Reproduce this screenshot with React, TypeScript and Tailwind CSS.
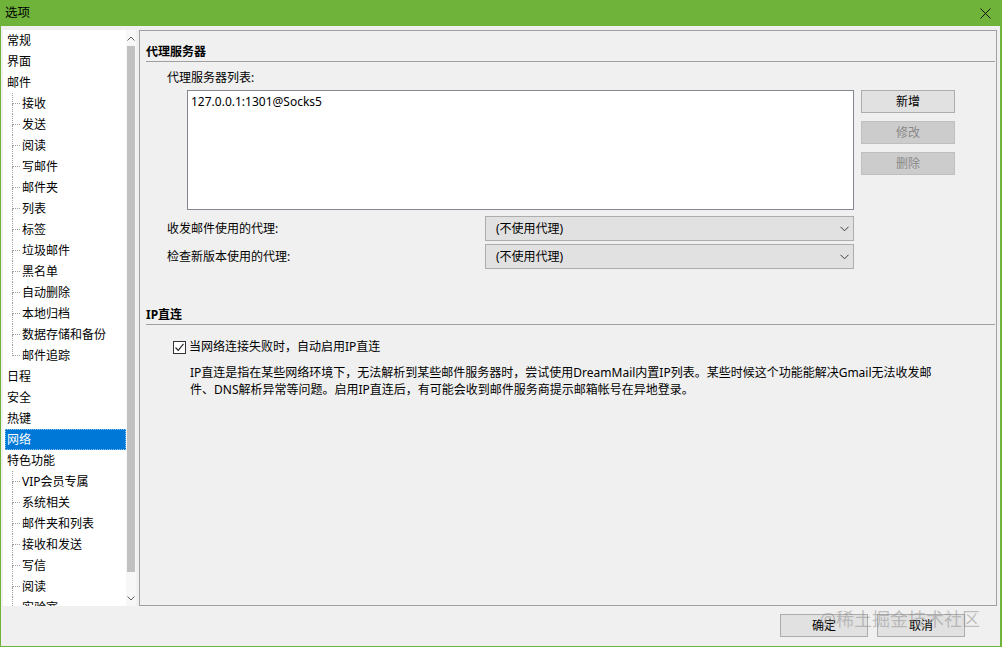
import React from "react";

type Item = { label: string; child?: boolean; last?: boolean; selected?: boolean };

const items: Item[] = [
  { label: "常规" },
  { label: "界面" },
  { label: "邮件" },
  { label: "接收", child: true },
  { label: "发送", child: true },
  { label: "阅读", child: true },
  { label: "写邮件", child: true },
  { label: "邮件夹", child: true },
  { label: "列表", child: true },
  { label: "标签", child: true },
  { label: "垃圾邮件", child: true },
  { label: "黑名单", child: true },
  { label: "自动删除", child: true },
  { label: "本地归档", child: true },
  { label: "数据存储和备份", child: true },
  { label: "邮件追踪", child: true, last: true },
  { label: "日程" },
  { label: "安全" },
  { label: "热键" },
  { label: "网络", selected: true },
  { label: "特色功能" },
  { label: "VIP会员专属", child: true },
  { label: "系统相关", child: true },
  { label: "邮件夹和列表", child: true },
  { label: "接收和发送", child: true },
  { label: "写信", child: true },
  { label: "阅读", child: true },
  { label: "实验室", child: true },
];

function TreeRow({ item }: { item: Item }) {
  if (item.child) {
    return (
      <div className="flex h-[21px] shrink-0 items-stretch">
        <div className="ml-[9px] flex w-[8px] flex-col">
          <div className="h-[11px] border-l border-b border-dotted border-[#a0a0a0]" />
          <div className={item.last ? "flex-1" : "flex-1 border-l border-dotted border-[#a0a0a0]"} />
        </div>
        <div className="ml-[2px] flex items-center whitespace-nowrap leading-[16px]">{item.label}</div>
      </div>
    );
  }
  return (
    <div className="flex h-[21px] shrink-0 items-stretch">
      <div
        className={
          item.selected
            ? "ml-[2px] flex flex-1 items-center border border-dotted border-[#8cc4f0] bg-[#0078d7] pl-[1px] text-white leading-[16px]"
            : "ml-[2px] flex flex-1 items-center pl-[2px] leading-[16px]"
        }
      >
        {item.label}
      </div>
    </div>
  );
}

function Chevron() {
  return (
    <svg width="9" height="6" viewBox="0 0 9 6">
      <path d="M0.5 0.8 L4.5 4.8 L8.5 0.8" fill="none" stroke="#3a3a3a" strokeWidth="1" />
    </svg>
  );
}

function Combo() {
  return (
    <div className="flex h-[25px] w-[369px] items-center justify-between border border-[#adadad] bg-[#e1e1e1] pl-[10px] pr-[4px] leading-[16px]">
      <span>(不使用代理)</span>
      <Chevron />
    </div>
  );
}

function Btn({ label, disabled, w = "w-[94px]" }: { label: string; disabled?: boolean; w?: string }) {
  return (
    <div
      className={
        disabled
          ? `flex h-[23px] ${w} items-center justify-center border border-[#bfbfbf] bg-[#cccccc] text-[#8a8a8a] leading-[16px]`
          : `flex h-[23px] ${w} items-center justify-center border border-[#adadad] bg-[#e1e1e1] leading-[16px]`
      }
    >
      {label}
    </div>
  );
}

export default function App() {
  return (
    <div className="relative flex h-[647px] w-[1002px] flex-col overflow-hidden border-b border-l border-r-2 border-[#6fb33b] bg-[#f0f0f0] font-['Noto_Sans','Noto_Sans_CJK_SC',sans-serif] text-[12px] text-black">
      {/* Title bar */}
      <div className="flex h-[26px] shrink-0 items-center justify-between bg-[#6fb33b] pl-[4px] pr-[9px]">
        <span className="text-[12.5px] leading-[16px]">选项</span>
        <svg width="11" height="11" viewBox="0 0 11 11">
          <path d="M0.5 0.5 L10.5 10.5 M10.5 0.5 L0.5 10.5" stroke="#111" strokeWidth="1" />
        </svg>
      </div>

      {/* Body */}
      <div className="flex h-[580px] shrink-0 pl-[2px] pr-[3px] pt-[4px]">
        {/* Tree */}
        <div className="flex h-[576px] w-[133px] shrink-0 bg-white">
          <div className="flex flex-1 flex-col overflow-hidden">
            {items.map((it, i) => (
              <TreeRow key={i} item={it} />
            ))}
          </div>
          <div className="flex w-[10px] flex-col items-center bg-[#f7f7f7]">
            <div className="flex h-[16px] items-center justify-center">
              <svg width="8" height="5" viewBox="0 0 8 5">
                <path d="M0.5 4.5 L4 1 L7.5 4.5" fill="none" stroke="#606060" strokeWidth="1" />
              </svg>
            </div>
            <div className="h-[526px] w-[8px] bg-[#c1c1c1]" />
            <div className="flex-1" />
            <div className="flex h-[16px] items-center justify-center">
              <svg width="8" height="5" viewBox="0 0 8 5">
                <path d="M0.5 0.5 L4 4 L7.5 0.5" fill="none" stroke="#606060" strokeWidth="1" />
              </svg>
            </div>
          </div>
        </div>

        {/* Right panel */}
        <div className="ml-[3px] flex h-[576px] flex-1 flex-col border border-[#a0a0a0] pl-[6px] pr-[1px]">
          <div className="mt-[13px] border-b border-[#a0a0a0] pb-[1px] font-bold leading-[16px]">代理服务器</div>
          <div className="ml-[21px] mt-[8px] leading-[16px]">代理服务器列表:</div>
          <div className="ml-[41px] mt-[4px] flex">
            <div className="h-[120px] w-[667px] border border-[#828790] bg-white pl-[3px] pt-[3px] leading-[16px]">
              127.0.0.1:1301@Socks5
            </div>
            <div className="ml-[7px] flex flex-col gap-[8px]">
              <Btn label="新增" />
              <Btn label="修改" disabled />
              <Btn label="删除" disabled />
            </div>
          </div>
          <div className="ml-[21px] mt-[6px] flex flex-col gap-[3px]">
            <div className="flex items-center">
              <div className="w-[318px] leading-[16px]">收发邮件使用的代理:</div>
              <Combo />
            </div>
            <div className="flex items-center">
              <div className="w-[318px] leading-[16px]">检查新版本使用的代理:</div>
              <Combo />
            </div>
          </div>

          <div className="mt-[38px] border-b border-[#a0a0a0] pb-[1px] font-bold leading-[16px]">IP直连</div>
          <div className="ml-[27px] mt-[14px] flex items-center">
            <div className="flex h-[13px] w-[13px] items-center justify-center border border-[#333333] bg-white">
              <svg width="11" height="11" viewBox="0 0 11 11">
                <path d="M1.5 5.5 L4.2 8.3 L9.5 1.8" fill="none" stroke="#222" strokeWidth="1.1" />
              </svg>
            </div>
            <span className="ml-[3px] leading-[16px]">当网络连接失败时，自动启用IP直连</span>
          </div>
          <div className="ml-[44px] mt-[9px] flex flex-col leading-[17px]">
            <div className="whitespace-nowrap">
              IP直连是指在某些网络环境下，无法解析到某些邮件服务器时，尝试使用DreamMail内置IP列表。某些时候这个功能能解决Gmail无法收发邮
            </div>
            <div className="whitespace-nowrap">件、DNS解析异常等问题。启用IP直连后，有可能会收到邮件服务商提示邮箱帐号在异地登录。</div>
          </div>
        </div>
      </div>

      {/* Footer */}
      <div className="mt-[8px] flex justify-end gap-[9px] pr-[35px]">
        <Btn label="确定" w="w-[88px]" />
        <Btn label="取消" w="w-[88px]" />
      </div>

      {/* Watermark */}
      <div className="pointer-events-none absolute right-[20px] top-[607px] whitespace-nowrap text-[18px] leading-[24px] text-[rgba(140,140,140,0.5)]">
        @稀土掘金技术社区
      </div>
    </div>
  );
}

^^^^

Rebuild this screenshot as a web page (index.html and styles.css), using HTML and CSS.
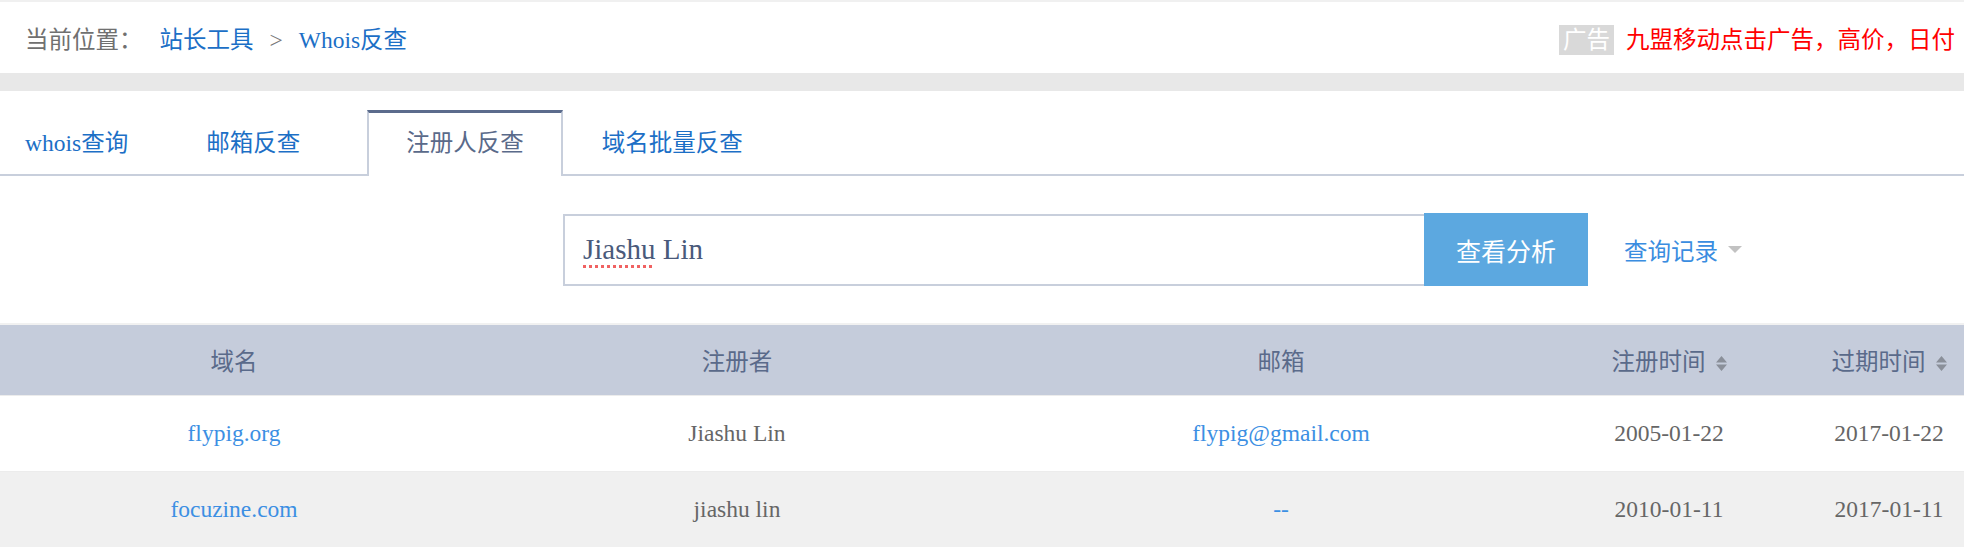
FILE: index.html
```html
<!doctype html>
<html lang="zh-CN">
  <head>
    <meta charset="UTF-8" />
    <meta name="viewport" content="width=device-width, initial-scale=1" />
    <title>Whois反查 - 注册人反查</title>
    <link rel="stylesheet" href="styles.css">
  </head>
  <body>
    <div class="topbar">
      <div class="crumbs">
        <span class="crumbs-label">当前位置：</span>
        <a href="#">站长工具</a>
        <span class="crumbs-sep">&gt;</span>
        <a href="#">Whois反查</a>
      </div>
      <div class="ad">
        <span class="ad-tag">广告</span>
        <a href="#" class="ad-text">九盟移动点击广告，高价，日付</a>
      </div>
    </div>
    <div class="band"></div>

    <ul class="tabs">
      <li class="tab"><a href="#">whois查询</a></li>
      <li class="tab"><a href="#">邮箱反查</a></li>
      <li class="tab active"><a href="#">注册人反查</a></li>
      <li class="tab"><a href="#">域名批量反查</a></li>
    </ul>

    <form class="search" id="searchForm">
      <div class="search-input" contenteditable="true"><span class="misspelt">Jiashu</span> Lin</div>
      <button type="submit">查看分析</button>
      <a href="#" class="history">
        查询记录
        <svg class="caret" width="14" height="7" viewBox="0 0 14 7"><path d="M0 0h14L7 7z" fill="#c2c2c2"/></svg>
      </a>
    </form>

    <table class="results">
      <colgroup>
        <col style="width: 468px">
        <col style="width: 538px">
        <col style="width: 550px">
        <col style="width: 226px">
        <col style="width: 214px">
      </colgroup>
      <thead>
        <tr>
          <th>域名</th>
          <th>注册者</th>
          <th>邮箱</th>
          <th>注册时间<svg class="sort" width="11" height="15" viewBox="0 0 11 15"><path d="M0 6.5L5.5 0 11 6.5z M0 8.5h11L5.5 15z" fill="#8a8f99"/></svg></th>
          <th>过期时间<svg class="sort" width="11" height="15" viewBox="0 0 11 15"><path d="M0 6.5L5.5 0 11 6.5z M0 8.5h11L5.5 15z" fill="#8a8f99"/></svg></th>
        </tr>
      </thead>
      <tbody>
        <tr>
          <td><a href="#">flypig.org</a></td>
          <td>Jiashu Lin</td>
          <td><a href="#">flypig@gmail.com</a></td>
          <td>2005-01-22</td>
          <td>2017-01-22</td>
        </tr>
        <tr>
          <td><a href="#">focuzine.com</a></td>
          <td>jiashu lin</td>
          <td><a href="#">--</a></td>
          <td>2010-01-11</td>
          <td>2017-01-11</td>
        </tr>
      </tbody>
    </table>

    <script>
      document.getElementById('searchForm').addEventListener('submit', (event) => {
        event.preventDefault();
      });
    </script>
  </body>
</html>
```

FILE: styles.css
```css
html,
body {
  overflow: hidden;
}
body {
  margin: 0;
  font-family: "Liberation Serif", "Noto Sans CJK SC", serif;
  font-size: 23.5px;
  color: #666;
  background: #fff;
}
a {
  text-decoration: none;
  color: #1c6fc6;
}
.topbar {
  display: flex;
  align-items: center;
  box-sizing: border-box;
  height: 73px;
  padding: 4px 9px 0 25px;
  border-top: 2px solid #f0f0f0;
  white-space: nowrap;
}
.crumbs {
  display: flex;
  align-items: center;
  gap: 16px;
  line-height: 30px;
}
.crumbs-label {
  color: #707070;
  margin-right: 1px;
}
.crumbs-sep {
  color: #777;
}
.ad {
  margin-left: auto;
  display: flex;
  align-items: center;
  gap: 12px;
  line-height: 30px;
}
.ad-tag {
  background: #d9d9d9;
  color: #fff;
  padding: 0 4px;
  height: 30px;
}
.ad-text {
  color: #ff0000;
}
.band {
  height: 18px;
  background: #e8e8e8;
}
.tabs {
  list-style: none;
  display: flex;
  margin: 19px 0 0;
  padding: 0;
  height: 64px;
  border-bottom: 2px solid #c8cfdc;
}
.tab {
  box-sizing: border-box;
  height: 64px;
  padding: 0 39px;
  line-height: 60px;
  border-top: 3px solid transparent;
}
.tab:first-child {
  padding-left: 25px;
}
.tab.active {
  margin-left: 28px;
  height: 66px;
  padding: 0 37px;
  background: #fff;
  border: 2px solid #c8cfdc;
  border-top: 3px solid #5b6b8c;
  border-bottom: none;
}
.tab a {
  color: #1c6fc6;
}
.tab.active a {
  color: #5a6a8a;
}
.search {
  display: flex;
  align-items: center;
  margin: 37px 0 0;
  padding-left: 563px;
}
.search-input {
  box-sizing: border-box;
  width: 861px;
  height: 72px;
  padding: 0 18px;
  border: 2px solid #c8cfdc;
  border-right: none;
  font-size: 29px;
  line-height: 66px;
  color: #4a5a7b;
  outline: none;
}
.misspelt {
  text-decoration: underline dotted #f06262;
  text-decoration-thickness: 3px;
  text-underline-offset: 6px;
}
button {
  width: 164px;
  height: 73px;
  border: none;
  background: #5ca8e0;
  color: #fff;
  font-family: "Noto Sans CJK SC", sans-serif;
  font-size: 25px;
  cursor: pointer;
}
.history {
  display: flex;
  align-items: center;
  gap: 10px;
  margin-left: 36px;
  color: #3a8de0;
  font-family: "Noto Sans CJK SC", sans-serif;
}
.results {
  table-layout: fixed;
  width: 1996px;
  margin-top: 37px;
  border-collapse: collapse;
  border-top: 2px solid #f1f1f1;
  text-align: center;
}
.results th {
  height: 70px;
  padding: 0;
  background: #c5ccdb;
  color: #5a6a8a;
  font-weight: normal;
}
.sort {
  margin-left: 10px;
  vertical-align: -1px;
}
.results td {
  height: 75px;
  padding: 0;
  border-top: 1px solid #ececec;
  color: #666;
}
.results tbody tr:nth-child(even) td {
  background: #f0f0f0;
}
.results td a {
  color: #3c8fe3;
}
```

^^^^

Task brief: Set down, without pictures, the lines between the line holding "Reproduce this screenshot" and the line holding "string; child?: boolean;", both inclusive.

Task output:
Reproduce this screenshot with React, TypeScript and Tailwind CSS.
import React from "react";

type Item = { label: string; child?: boolean; last?: boolean; selected?: boolean };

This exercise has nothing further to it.